§ **EXERCISE REQUIREMENTS**
Starting at the first line of the data, please print exactly those lines through the one that holds "</TabStrip>", omitting every picture.
──────────────────────────────
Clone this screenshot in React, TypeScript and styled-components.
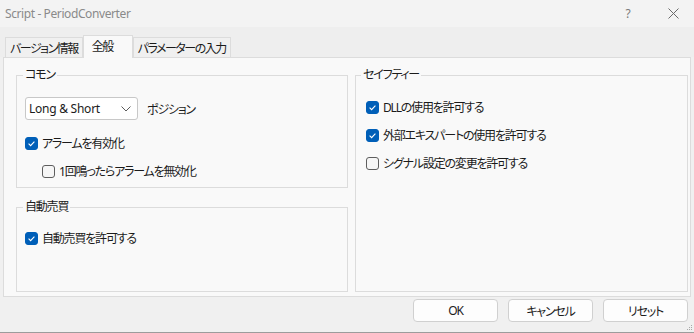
import React from 'react'
import styled, { createGlobalStyle } from 'styled-components'

const GlobalStyle = createGlobalStyle`
    html, body {
        margin: 0;
        padding: 0;
        background: #f0f0f0;
    }
    body {
        font-family: 'Noto Sans', 'Noto Sans CJK JP', sans-serif;
        font-size: 12px;
        color: #1b1b1b;
        font-feature-settings: 'palt';
        letter-spacing: -1.2px;
    }
`

function CheckMark() {
    return (
        <svg width='13' height='13' viewBox='0 0 13 13'>
            <path d='M3.6 6.7 L5.6 8.6 L9.4 4.6' fill='none' stroke='#fff' strokeWidth='1.1' />
        </svg>
    )
}

function Check(props: { checked?: boolean; label: string; top?: number; indent?: number }) {
    return (
        <CheckRow $top={props.top ?? 0} $indent={props.indent ?? 0}>
            <Box $checked={!!props.checked}>{props.checked && <CheckMark />}</Box>
            <span>{props.label}</span>
        </CheckRow>
    )
}

export default function App() {
    return (
        <>
            <GlobalStyle />
            <Window>
                <TitleBar>
                    <Title>Script - PeriodConverter</Title>
                    <Help>?</Help>
                    <Close>
                        <svg width='11' height='11' viewBox='0 0 11 11'>
                            <path d='M0.5 0.5 L10.5 10.5 M10.5 0.5 L0.5 10.5' stroke='#6a6a6a' strokeWidth='1' />
                        </svg>
                    </Close>
                </TitleBar>

                <TabStrip>
                    <Tab>バージョン情報</Tab>
                    <Tab $active>全般</Tab>
                    <Tab>パラメーターの入力</Tab>
                </TabStrip>

                <Panel>
                    <Column>
                        <Group $height={121}>
                            <Legend>コモン</Legend>
                            <GroupBody $padTop={14} $inset={8}>
                                <SelectRow>
                                    <Select>
                                        <SelectText>Long &amp; Short</SelectText>
                                        <svg width='10' height='6' viewBox='0 0 10 6'>
                                            <path d='M0.5 0.5 L5 5 L9.5 0.5' fill='none' stroke='#5c5c5c' strokeWidth='1' />
                                        </svg>
                                    </Select>
                                    <span>ポジション</span>
                                </SelectRow>
                                <Check checked label='アラームを有効化' top={15} />
                                <Check label='1回鳴ったらアラームを無効化' top={12} indent={17} />
                            </GroupBody>
                        </Group>
                        <Group $grow>
                            <Legend>自動売買</Legend>
                            <GroupBody $padTop={15} $inset={8}>
                                <Check checked label='自動売買を許可する' />
                            </GroupBody>
                        </Group>
                    </Column>
                    <Group $grow>
                        <Legend $shift={5}>セイフティー</Legend>
                        <GroupBody $padTop={16} $inset={10} $gap={12}>
                            <Check checked label='DLLの使用を許可する' />
                            <Check checked label='外部エキスパートの使用を許可する' />
                            <Check label='シグナル設定の変更を許可する' />
                        </GroupBody>
                    </Group>
                </Panel>

                <ButtonBar>
                    <Button>OK</Button>
                    <Button>キャンセル</Button>
                    <Button>リセット</Button>
                </ButtonBar>

                <Grip>
                    <svg width='6' height='6' viewBox='0 0 6 6'>
                        <rect x='4' y='0' width='1' height='1' fill='#a8a8a8' />
                        <rect x='2' y='2' width='1' height='1' fill='#a8a8a8' />
                        <rect x='4' y='2' width='1' height='1' fill='#a8a8a8' />
                        <rect x='0' y='4' width='1' height='1' fill='#a8a8a8' />
                        <rect x='2' y='4' width='1' height='1' fill='#a8a8a8' />
                        <rect x='4' y='4' width='1' height='1' fill='#a8a8a8' />
                    </svg>
                </Grip>
            </Window>
        </>
    )
}

const Window = styled('div')`
    position: relative;
    display: flex;
    flex-direction: column;
    width: 694px;
    height: 333px;
    box-sizing: border-box;
    background: #f0f0f0;
    border-bottom: 1px solid #9c9c9c;
    overflow: hidden;
`

const TitleBar = styled('div')`
    display: flex;
    align-items: center;
    height: 27px;
    flex-shrink: 0;
    padding-left: 5px;
    background: #f3f3f3;
`

const Title = styled('div')`
    flex: 1;
    color: #8a8a8a;
    font-size: 12px;
    letter-spacing: -0.4px;
`

const Help = styled('div')`
    width: 12px;
    margin-right: 34px;
    color: #7a7a7a;
    text-align: center;
    letter-spacing: 0;
`

const Close = styled('div')`
    display: flex;
    margin-right: 15px;
`

const TabStrip = styled('div')`
    display: flex;
    align-items: flex-end;
    height: 30px;
    flex-shrink: 0;
    padding-left: 5px;
    background: #eeeeee;
    letter-spacing: -1.5px;
`

const Tab = styled('div')<{ $active?: boolean }>`
    position: relative;
    z-index: 1;
    box-sizing: border-box;
    height: ${({ $active }) => ($active ? 23 : 20)}px;
    margin-bottom: ${({ $active }) => ($active ? -1 : 0)}px;
    padding: ${({ $active }) => ($active ? '1px 19px 0 8px' : '0 4px 0 4px')};
    display: flex;
    align-items: ${({ $active }) => ($active ? 'flex-start' : 'center')};
    border: 1px solid #dcdcdc;
    border-bottom: none;
    background: ${({ $active }) => ($active ? '#f9f9f9' : '#f0f0f0')};
    white-space: nowrap;
`

const Panel = styled('div')`
    display: grid;
    grid-template-columns: 332px 333px;
    column-gap: 7px;
    height: 240px;
    box-sizing: border-box;
    flex-shrink: 0;
    margin: 0 3px;
    padding: 9px 2px 4px 12px;
    border: 1px solid #dcdcdc;
    background: #f9f9f9;
`

const Column = styled('div')`
    display: flex;
    flex-direction: column;
    gap: 11px;
`

const Group = styled('fieldset')<{ $height?: number; $grow?: boolean }>`
    display: block;
    min-width: 0;
    margin: 0;
    padding: 0;
    box-sizing: border-box;
    height: ${({ $height }) => ($height ? `${$height}px` : 'auto')};
    flex: ${({ $grow }) => ($grow ? 1 : 'none')};
    border: 1px solid #dcdcdc;
`

const Legend = styled('legend')<{ $shift?: number }>`
    margin-left: ${({ $shift }) => $shift ?? 6}px;
    padding: 0 2px;
    line-height: 16px;
`

const GroupBody = styled('div')<{ $padTop: number; $inset: number; $gap?: number }>`
    display: flex;
    flex-direction: column;
    gap: ${({ $gap }) => $gap ?? 0}px;
    padding: ${({ $padTop, $inset }) => `${$padTop}px ${$inset}px 0`};
`

const SelectRow = styled('div')`
    display: flex;
    align-items: center;
    gap: 9px;
`

const Select = styled('div')`
    display: flex;
    align-items: center;
    justify-content: space-between;
    box-sizing: border-box;
    width: 113px;
    height: 23px;
    padding: 0 6px 0 3px;
    border: 1px solid #c8c8c8;
    border-radius: 3px;
    background: #ffffff;
`

const SelectText = styled('span')`
    letter-spacing: -0.25px;
`

const CheckRow = styled('div')<{ $top: number; $indent: number }>`
    display: flex;
    align-items: center;
    gap: 4px;
    height: 16px;
    margin-top: ${({ $top }) => $top}px;
    margin-left: ${({ $indent }) => $indent}px;
    white-space: nowrap;
`

const Box = styled('div')<{ $checked: boolean }>`
    display: flex;
    box-sizing: border-box;
    width: 13px;
    height: 13px;
    border-radius: 3px;
    border: 1px solid ${({ $checked }) => ($checked ? '#005fb8' : '#5e5e5e')};
    background: ${({ $checked }) => ($checked ? '#005fb8' : '#f6f6f6')};

    svg {
        margin: -1px;
    }
`

const ButtonBar = styled('div')`
    display: flex;
    justify-content: flex-end;
    gap: 10px;
    padding: 2px 6px 0 0;
`

const Button = styled('div')`
    display: flex;
    align-items: center;
    justify-content: center;
    box-sizing: border-box;
    width: 85px;
    height: 23px;
    border: 1px solid #d0d0d0;
    border-radius: 4px;
    background: #fdfdfd;
`

const Grip = styled('div')`
    position: absolute;
    right: 1px;
    bottom: 1px;
    display: flex;
`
──────────────────────────────
§ **TASK OUTPUT**
Clone this screenshot in React, TypeScript and styled-components.
import React from 'react'
import styled, { createGlobalStyle } from 'styled-components'

const GlobalStyle = createGlobalStyle`
    html, body {
        margin: 0;
        padding: 0;
        background: #f0f0f0;
    }
    body {
        font-family: 'Noto Sans', 'Noto Sans CJK JP', sans-serif;
        font-size: 12px;
        color: #1b1b1b;
        font-feature-settings: 'palt';
        letter-spacing: -1.2px;
    }
`

function CheckMark() {
    return (
        <svg width='13' height='13' viewBox='0 0 13 13'>
            <path d='M3.6 6.7 L5.6 8.6 L9.4 4.6' fill='none' stroke='#fff' strokeWidth='1.1' />
        </svg>
    )
}

function Check(props: { checked?: boolean; label: string; top?: number; indent?: number }) {
    return (
        <CheckRow $top={props.top ?? 0} $indent={props.indent ?? 0}>
            <Box $checked={!!props.checked}>{props.checked && <CheckMark />}</Box>
            <span>{props.label}</span>
        </CheckRow>
    )
}

export default function App() {
    return (
        <>
            <GlobalStyle />
            <Window>
                <TitleBar>
                    <Title>Script - PeriodConverter</Title>
                    <Help>?</Help>
                    <Close>
                        <svg width='11' height='11' viewBox='0 0 11 11'>
                            <path d='M0.5 0.5 L10.5 10.5 M10.5 0.5 L0.5 10.5' stroke='#6a6a6a' strokeWidth='1' />
                        </svg>
                    </Close>
                </TitleBar>

                <TabStrip>
                    <Tab>バージョン情報</Tab>
                    <Tab $active>全般</Tab>
                    <Tab>パラメーターの入力</Tab>
                </TabStrip>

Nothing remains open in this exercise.